What does the future of travel look like? With the 2020 Consumer Electronics Show keynote stage at his disposal Delta Air Lines CEO Ed Bastian spent just over an hour on Tuesday morning going through what he sees as the next big things for the industry. And the company does have some very cool ideas in the pipeline, even if others highlighted in the presentation are less than new.
Innovation at the airport
The airport experience is far too frustrating far too often. Bastian highlighted the security and boarding lines as areas desperate for attention and solutions. Biometrics for boarding is still a big talking point and the idea of security that no longer requires queuing or dedicated lanes was teased, though few details were offered.
But it is changes to airport display screens that might be the most innovative part of what the company featured today.
In partnership with Misapplied Sciences, Delta will launch the first-ever PARALLEL REALITYTM beta experience later this year at Detroit Metropolitan Airport this year. The two companies see this as the first step toward a future where the airport environment is tailored to each customer. Moreover, the content can be displayed in multiple languages. Multiple travelers looking at the same screen will see different things, each unique to their individual travel experience and needs.
This breakthrough technology has to be seen to be believed – it has the potential to make even the busiest airports much easier to navigate, even if you don’t speak the language. – Delta Chief Operating Officer Gil West
Passengers passing through Detroit later this year will scan a boarding pass and select a language before seeing the personalized information displayed on the screens. The companies expect to support approximately 100 simultaneous users, none of whom need specialized hardware to see the results. Delta notes that the tailored messages may include personalized wayfinding, flight information or updates, boarding time, the nearest Delta Sky Club or even upgrade/standby status.
“We are looking forward to bringing this to life with Delta. The team there quickly saw the value the Parallel Reality experience would bring to its customers and had the vision, brand and resources to help bring it to market,” said Albert Ng, Misapplied Sciences CEO. “While we will start with Delta customers in Detroit, eventually Parallel Reality technology can be used to create seamless, engaging and personalized experiences in nearly any out-of-home venue–ranging from stadiums to theme parks to convention centers and more.”

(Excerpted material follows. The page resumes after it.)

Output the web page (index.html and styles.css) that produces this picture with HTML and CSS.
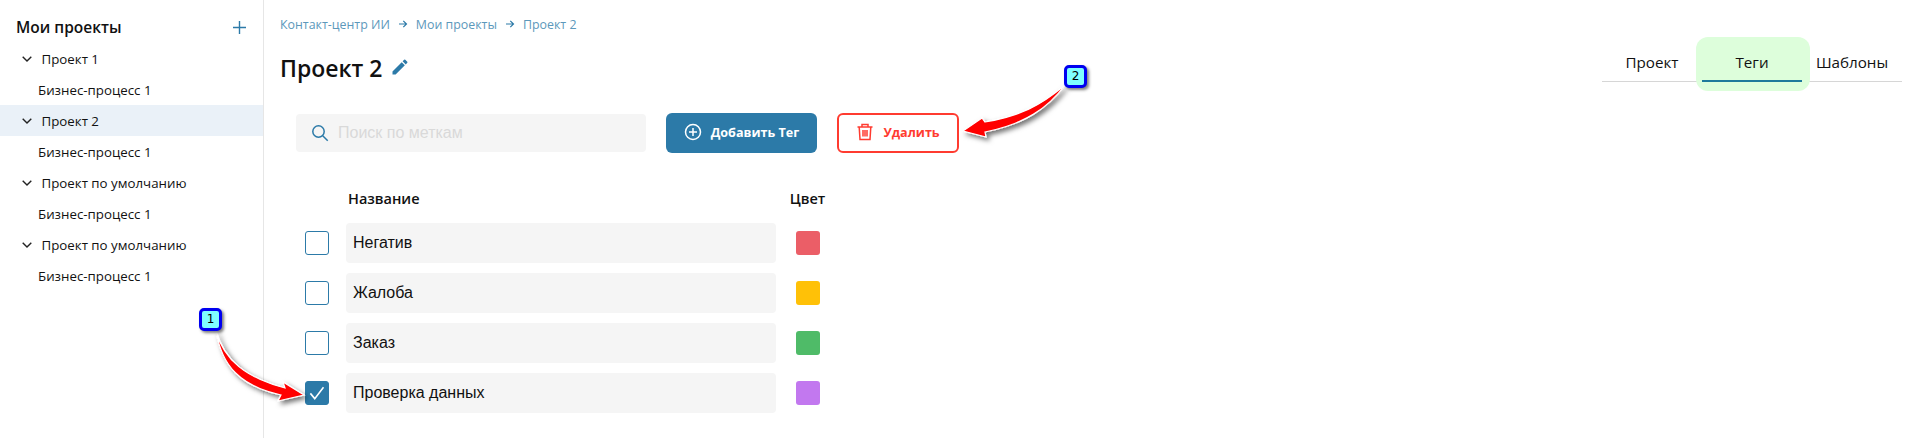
FILE: index.html
```html
<!DOCTYPE html>
<html lang="ru">
<head>
<meta charset="utf-8">
<title>Теги</title>
<link rel="stylesheet" href="styles.css">
</head>
<body>
<div class="app">
  <aside class="sidebar">
    <div class="side-head">
      <span class="side-title">Мои проекты</span>
      <svg class="plus" viewBox="0 0 14 14"><path d="M7 0v14M0 7h14"/></svg>
    </div>
    <div class="item project"><svg class="chev" viewBox="0 0 10 6"><path d="M.7.7 5 5l4.300-4.300"/></svg>Проект 1</div>
    <div class="item process">Бизнес-процесс 1</div>
    <div class="item project active"><svg class="chev" viewBox="0 0 10 6"><path d="M.7.7 5 5l4.300-4.300"/></svg>Проект 2</div>
    <div class="item process">Бизнес-процесс 1</div>
    <div class="item project"><svg class="chev" viewBox="0 0 10 6"><path d="M.7.7 5 5l4.300-4.300"/></svg>Проект по умолчанию</div>
    <div class="item process">Бизнес-процесс 1</div>
    <div class="item project"><svg class="chev" viewBox="0 0 10 6"><path d="M.7.7 5 5l4.300-4.300"/></svg>Проект по умолчанию</div>
    <div class="item process">Бизнес-процесс 1</div>
  </aside>
  <main class="main">
    <div class="top">
      <div class="heading">
        <nav class="crumbs">
          <span>Контакт-центр ИИ</span>
          <svg class="crumb-arrow" viewBox="0 0 10 10"><path d="M1 5h7.500M5.300 1.800 8.500 5 5.300 8.200"/></svg>
          <span>Мои проекты</span>
          <svg class="crumb-arrow" viewBox="0 0 10 10"><path d="M1 5h7.500M5.300 1.800 8.500 5 5.300 8.200"/></svg>
          <span>Проект 2</span>
        </nav>
        <div class="title-row">
          <h1 class="title">Проект 2</h1>
          <svg class="pencil" viewBox="0 0 24 24"><path d="M3 17.250V21h3.750L17.810 9.940l-3.750-3.750L3 17.250zM20.710 7.040a1 1 0 0 0 0-1.410l-2.340-2.340a1 1 0 0 0-1.410 0l-1.830 1.830 3.750 3.750 1.830-1.830z"/></svg>
        </div>
      </div>
      <div class="tabs">
        <div class="tab">Проект</div>
        <div class="tab current"><span class="tab-label">Теги</span></div>
        <div class="tab">Шаблоны</div>
      </div>
    </div>
    <div class="toolbar">
      <label class="search">
        <svg class="search-icon" viewBox="0 0 18 18"><circle cx="7.500" cy="7.500" r="5.700"/><path d="m11.700 11.700 5 5"/></svg>
        <span class="placeholder">Поиск по меткам</span>
      </label>
      <button class="btn btn-add">
        <svg class="btn-icon" viewBox="0 0 18 18"><circle cx="9" cy="9" r="7.500"/><path d="M9 5v8M5 9h8"/></svg>
        Добавить Тег
      </button>
      <button class="btn btn-del">
        <svg class="btn-icon" viewBox="0 0 18 18"><path d="M1.500 4h15M6 4V1.500h6V4M3.200 4l.8 12.500h10L14.800 4M7 7v6.500M9 7v6.500M11 7v6.500"/></svg>
        Удалить
      </button>
    </div>
    <div class="table">
      <div class="th th-name">Название</div>
      <div class="th th-color">Цвет</div>

      <span class="check"></span>
      <div class="field">Негатив</div>
      <span class="swatch red"></span>

      <span class="check"></span>
      <div class="field">Жалоба</div>
      <span class="swatch yellow"></span>

      <span class="check"></span>
      <div class="field">Заказ</div>
      <span class="swatch green"></span>

      <span class="check checked"><svg viewBox="0 0 24 24"><path d="m5 13 5 6L20 6"/></svg></span>
      <div class="field">Проверка данных</div>
      <span class="swatch violet"></span>
    </div>
  </main>
</div>

<svg class="arrows" viewBox="0 0 1912 438">
  <defs>
    <filter id="drop" x="-30%" y="-30%" width="170%" height="170%">
      <feDropShadow dx="3" dy="3" stdDeviation="2.500" flood-color="#000" flood-opacity=".55"/>
    </filter>
  </defs>
  <g filter="url(#drop)">
    <path class="arrow" d="M216 331C224 360 246 378 285 388L283 382 304 395 278 401 281 395C240 386 222 366 216 331Z"/>
    <path class="arrow" d="M1065 85C1040 106 1020 116 985 122L982 118 963 131 986 137 985 132C1025 124 1048 108 1065 85Z"/>
  </g>
</svg>
<span class="badge badge-one">1</span>
<span class="badge badge-two">2</span>
</body>
</html>
```

FILE: styles.css
```css
* { box-sizing: border-box; }
html, body { margin: 0; height: 100%; background: #fff; overflow: hidden; }
body {
  position: relative;
  font-family: "Open Sans", "Noto Sans", sans-serif;
  color: #111;
}
.app { display: flex; height: 438px; }

.sidebar {
  flex: 0 0 264px;
  border-right: 1px solid #e6e6e6;
  font-size: 13.300px;
}
.side-head {
  display: flex;
  align-items: center;
  justify-content: space-between;
  height: 43px;
  padding: 11px 17px 0 16px;
}
.side-title { font-size: 15.500px; font-weight: 600; color: #111; }
.plus { width: 13px; height: 13px; fill: none; stroke: #2c7aa8; stroke-width: 1.500; }
.item { display: flex; align-items: center; height: 31px; }
.project { padding-left: 22px; }
.process { padding-left: 38px; }
.active { background: #eaf1f8; }
.chev { width: 10px; height: 6px; margin-right: 9.500px; fill: none; stroke: #222; stroke-width: 1.400; }

.main { flex: 1; min-width: 0; padding: 14px 10px 0 16px; }
.top { display: flex; justify-content: space-between; }
.crumbs {
  display: flex;
  align-items: center;
  gap: 8px;
  height: 20px;
  font-size: 12.400px;
  color: #5c98bb;
}
.crumb-arrow { width: 10px; height: 10px; fill: none; stroke: #2c7aa8; stroke-width: 1.200; }
.title-row { display: flex; align-items: center; gap: 7px; height: 36px; margin-top: 16px; }
.title { margin: 0; font-size: 23px; font-weight: 600; color: #111; }
.pencil { width: 20px; height: 20px; margin-top: -2px; fill: #2c7aa8; }

.tabs {
  display: flex;
  align-self: flex-start;
  width: 300px;
  height: 35px;
  margin-top: 33px;
  border-bottom: 1px solid #d6d6d6;
  font-size: 15.200px;
}
.tab { position: relative; flex: 0 0 100px; text-align: center; line-height: 31px; }
.tab.current::before {
  content: "";
  position: absolute;
  inset: -10px -8px -10px -6px;
  background: #ddfedb;
  border-radius: 12px;
}
.tab.current::after {
  content: "";
  position: absolute;
  left: 0;
  right: 0;
  bottom: -1px;
  height: 2px;
  background: #1f7a9c;
}
.tab-label { position: relative; }

.toolbar { display: flex; align-items: center; gap: 20px; height: 40px; margin: 27px 0 0 16px; }
.search {
  display: flex;
  align-items: center;
  gap: 9px;
  width: 350px;
  height: 38px;
  padding-left: 15px;
  background: #f5f5f5;
  border-radius: 4px;
}
.search-icon { width: 18px; height: 18px; fill: none; stroke: #2c7aa8; stroke-width: 1.500; }
.placeholder { font-family: "Liberation Sans", sans-serif; font-size: 16px; color: #d9d9d9; }
.btn {
  display: flex;
  align-items: center;
  justify-content: center;
  gap: 9px;
  height: 40px;
  padding: 0 0 2px;
  border-radius: 6px;
  font-family: "Open Sans", sans-serif;
  font-size: 12.600px;
  font-weight: 700;
}
.btn-add { width: 151px; background: #2c7aa8; border: 0; color: #fff; }
.btn-del { width: 122px; background: #fff; border: 2px solid #ff3b30; color: #ff3b30; }
.btn-icon { width: 18px; height: 18px; fill: none; stroke: currentColor; stroke-width: 1.500; }

.table {
  display: grid;
  grid-template-columns: 24px 430px 24px;
  column-gap: 17px;
  row-gap: 10px;
  align-items: center;
  justify-items: start;
  margin: 36px 0 0 25px;
}
.th { height: 20px; line-height: 20px; font-size: 14.500px; font-weight: 600; color: #111; }
.th-name { grid-column: 2; padding-left: 2px; margin-bottom: 4px; }
.th-color { grid-column: 3; justify-self: center; margin: 0 0 4px 5px; white-space: nowrap; }
.check {
  width: 24px;
  height: 24px;
  border: 1.500px solid #2c7aa8;
  border-radius: 3px;
  background: #fff;
}
.checked { background: #2c7aa8; }
.checked svg { display: block; width: 21px; height: 21px; fill: none; stroke: #fff; stroke-width: 1.800; }
.field {
  display: flex;
  align-items: center;
  width: 430px;
  height: 40px;
  padding-left: 7px;
  background: #f5f5f5;
  border-radius: 4px;
  font-family: "Liberation Sans", sans-serif;
  font-size: 16px;
  color: #111;
}
.swatch { width: 24px; height: 24px; margin-left: 3px; border-radius: 3px; }
.red { background: #eb5e67; }
.yellow { background: #ffc107; }
.green { background: #4fbb68; }
.violet { background: #c278ef; }

.arrows { position: absolute; left: 0; top: 0; width: 1912px; height: 438px; pointer-events: none; }
.arrow { fill: #f00; stroke: #fff; stroke-width: 1.200; }
.badge {
  position: absolute;
  width: 23px;
  height: 23px;
  border: 3px solid #0000f0;
  border-radius: 5px;
  background: #7fffff;
  box-shadow: 2px 2px 3px rgba(0, 0, 0, .5);
  font-family: "DejaVu Sans", sans-serif;
  font-size: 12px;
  line-height: 17px;
  text-align: center;
  color: #000;
}
.badge-one { left: 199px; top: 308px; }
.badge-two { left: 1064px; top: 65px; }
```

The beta test version of the system uses a barcode scanner to help identify passengers and choose what to share with them. That’s not a great solution for large numbers of travelers passing through an airport, but it is a start. Given the carrier’s focus on turning the FlyDelta app into a travel hub one could foresee a scenario where Bluetooth-based location services in the app/mobile device could trigger the screens to change what is displayed. Perhaps in the next revision of the product.
Other travel experience changes
The airport signage is likely the most significant innovation passengers will see from Delta’s vision of what the future of travel includes. Many of the other ideas highlighted by Bastian are far from innovative or even unique in the air travel world. Among the less significant ideas floated during his presentation:
- Checked bag pick-up and delivery services – The delivery part is already broadly available (including on Delta flights) thanks to airline partnerships with BagsVIP and other providers.

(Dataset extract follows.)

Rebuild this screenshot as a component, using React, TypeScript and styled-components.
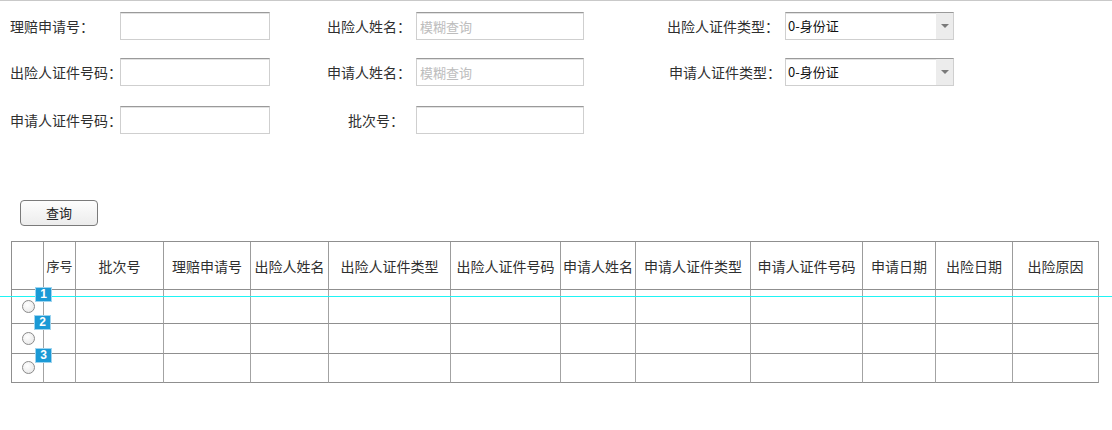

- Permanent bag tags with GPS embedded – Permanent bag tags aren’t new, though adoption (mostly due to cost) is very, very limited. And putting a GPS receiver in rather than using the RFID infrastructure that is already built out and very reliable is an interesting choice, especially as the tag would need to transmit the GPS data somehow.

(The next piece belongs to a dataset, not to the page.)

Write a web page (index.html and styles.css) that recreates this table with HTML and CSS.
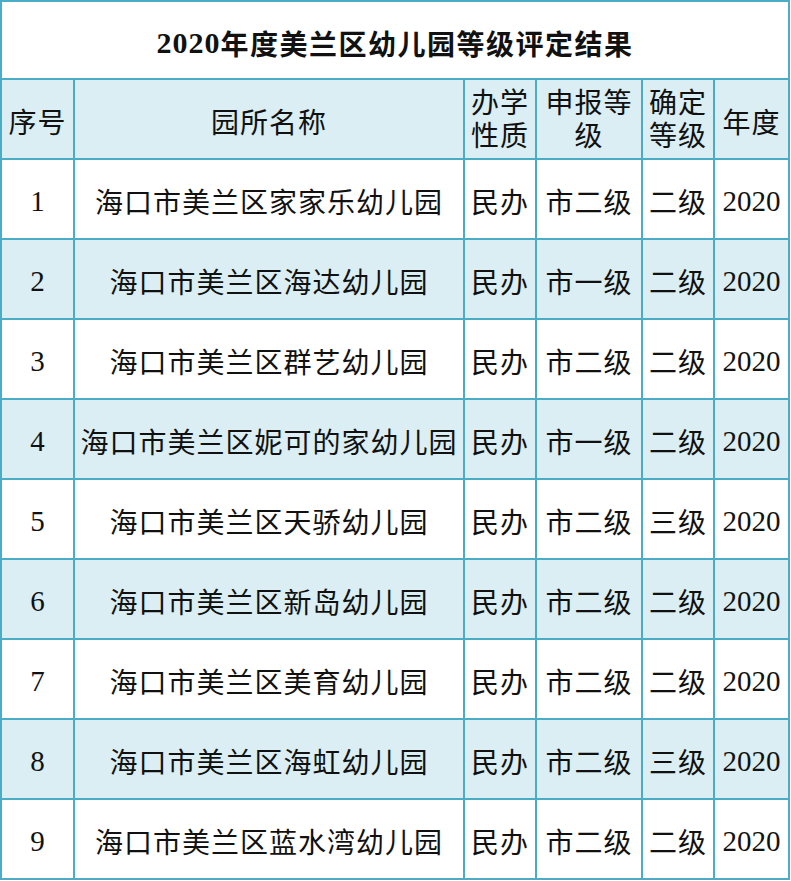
FILE: index.html
```html
<!DOCTYPE html>
<html lang="zh-CN">
<head>
<meta charset="utf-8">
<title>2020年度美兰区幼儿园等级评定结果</title>
<link rel="stylesheet" href="styles.css">
</head>
<body>
<div class="sheet">
  <div class="cell title"><span class="tnum">2020</span>年度美兰区幼儿园等级评定结果</div>

  <div class="cell head">序号</div>
  <div class="cell head">园所名称</div>
  <div class="cell head two">办学<br>性质</div>
  <div class="cell head two">申报等<br>级</div>
  <div class="cell head two">确定<br>等级</div>
  <div class="cell head">年度</div>

  <div class="cell num">1</div><div class="cell">海口市美兰区家家乐幼儿园</div><div class="cell">民办</div><div class="cell">市二级</div><div class="cell">二级</div><div class="cell num">2020</div>
  <div class="cell num alt">2</div><div class="cell alt">海口市美兰区海达幼儿园</div><div class="cell alt">民办</div><div class="cell alt">市一级</div><div class="cell alt">二级</div><div class="cell num alt">2020</div>
  <div class="cell num">3</div><div class="cell">海口市美兰区群艺幼儿园</div><div class="cell">民办</div><div class="cell">市二级</div><div class="cell">二级</div><div class="cell num">2020</div>
  <div class="cell num alt">4</div><div class="cell alt">海口市美兰区妮可的家幼儿园</div><div class="cell alt">民办</div><div class="cell alt">市一级</div><div class="cell alt">二级</div><div class="cell num alt">2020</div>
  <div class="cell num">5</div><div class="cell">海口市美兰区天骄幼儿园</div><div class="cell">民办</div><div class="cell">市二级</div><div class="cell">三级</div><div class="cell num">2020</div>
  <div class="cell num alt">6</div><div class="cell alt">海口市美兰区新岛幼儿园</div><div class="cell alt">民办</div><div class="cell alt">市二级</div><div class="cell alt">二级</div><div class="cell num alt">2020</div>
  <div class="cell num">7</div><div class="cell">海口市美兰区美育幼儿园</div><div class="cell">民办</div><div class="cell">市二级</div><div class="cell">二级</div><div class="cell num">2020</div>
  <div class="cell num alt">8</div><div class="cell alt">海口市美兰区海虹幼儿园</div><div class="cell alt">民办</div><div class="cell alt">市二级</div><div class="cell alt">三级</div><div class="cell num alt">2020</div>
  <div class="cell num">9</div><div class="cell">海口市美兰区蓝水湾幼儿园</div><div class="cell">民办</div><div class="cell">市二级</div><div class="cell">二级</div><div class="cell num">2020</div>
</div>
</body>
</html>
```

FILE: styles.css
```css
html, body {
  margin: 0;
  padding: 0;
  background: #ffffff;
}

.sheet {
  display: grid;
  grid-template-columns: 73px 390px 72px 106px 72px 75px;
  grid-template-rows: 78px repeat(10, 80px);
  width: 788px;
  border-left: 2px solid #4bacc6;
  border-top: 2px solid #4bacc6;
  font-family: "Liberation Serif", "Noto Sans CJK SC", serif;
  font-size: 28px;
  letter-spacing: 1px;
  color: #111111;
}

.cell {
  box-sizing: border-box;
  display: flex;
  align-items: center;
  justify-content: center;
  text-align: center;
  padding-top: 4px;
  border-right: 2px solid #4bacc6;
  border-bottom: 2px solid #4bacc6;
  white-space: nowrap;
  overflow: hidden;
}

.num {
  font-size: 29px;
  letter-spacing: 0;
  padding-top: 5px;
}

.title {
  grid-column: 1 / -1;
  font-weight: bold;
  letter-spacing: 1.5px;
  padding-top: 6px;
}

.tnum {
  font-size: 30px;
  letter-spacing: 1px;
}

.head,
.alt {
  background: #daeef3;
}

.two {
  line-height: 33px;
  padding-top: 2px;
}
```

- Bluetooth audio for the IFE system – Announcing that the Delta Flight Products team is hard at work solving the problem is cool. Knowing that multiple other vendors already solved it and are installing hardware on aircraft today is more cool.
- Virtual queuing – A push notification specific to each passenger will tell them when to approach the boarding gate. In theory this reduces the crowding and lining up in advance. But if people really are still getting a coffee nearby as the demo suggested then it won’t really deliver the benefit as promised. Also, it sounds an awful lot like the Southwest Airlines boarding process of each person having an individual spot in line.
- The new inflight experience of the A220 – Yes, it is a very nice ride. But the carrier has a couple dozen already in service. This is not innovation of the future; it is a report of the now.
- Ride-hailing integration into the app – The Lyft CEO joined Bastian for this bit so clearly that’s the vendor partner of choice. But the two stopped short of detailing what it means to have the ride-hailing option integrated into the app. Is this similar to the button available in the United app to request a ride or a white-label of the entire ride experience inside the FlyDelta app? Or something in between. Worth thinking about more, but not too exciting or unique yet.
- Carbon Offsets – Delta chose to offset all the flights to CES (presumably everything to/from Las Vegas this week). And Bastian acknowledges that offsets are not the end game solution. Still, in the shadow of JetBlue announcing it would offset all domestic flights starting mid-year this one comes up a little short as a commitment.
And will WiFi eventually be free on board? Bastian brought up that talking point again, but didn’t get into the details. Presumably the company is still working to make sure the system can scale up to the traffic demand it will bring.